Cooked, yet it feels tough
Slice across the grain, then lower the temp to 370–375°F. Tight, thick slices can feel dry even when the meat is cooked right.
Spices taste burnt
Use a little more oil so the rub doesn’t dry on the surface. Save honey, brown sugar, and bottled sauces for the last 2–3 minutes.
Pale and soft
Pat the chicken drier before seasoning. Preheat the basket. If you used wet brine, dry it extra well and use a touch more oil.
Store and reheat chicken breast without drying it out
Cool the chicken for 20–30 minutes, then store it in a sealed container. Add any resting juices to the container so the meat sits in a little moisture.
For storage time guidance, the USDA FoodKeeper storage guidance is a handy reference.
Reheat methods that stay tender
Air fryer reheat: 320°F for 3–5 minutes, just until warm. Microwave reheat: cover slices with a damp paper towel and heat in short bursts.
If the chicken still feels dry, toss it with a spoon of broth or a quick sauce after reheating. Moisture on the plate helps more than extra cook time.
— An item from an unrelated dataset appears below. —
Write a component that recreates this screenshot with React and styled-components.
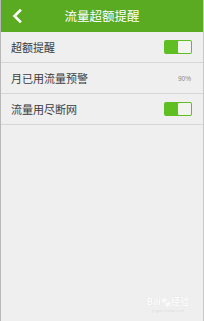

Make juicy chicken breast in air fryer when you’re short on time
If dinner is running late, skip wet brine and use the dry salt rest for 15 minutes. You’ll still get a bump in moisture and better texture.
Pick smaller breasts or cut large ones in half lengthwise. Thinner pieces cook fast and give you tighter control at the thermometer check.
Five-minute prep routine
- Pat chicken dry and salt both sides.
- Set it on a plate while you preheat.
- Mix oil and spices, then rub.
- Cook, flip once, then check temp.
- Rest while you finish sides.
Method notes from repeated batches
After a few runs, the pattern is clear: salt early, even out thickness, pull at 165°F, then rest. That’s it.
Once you’ve cooked it a few times, you’ll notice how to make juicy chicken breast in air fryer is less about a secret spice and more about stopping at the right temp.
Salt first, cook at 375°F, pull at 165°F, then rest before you slice.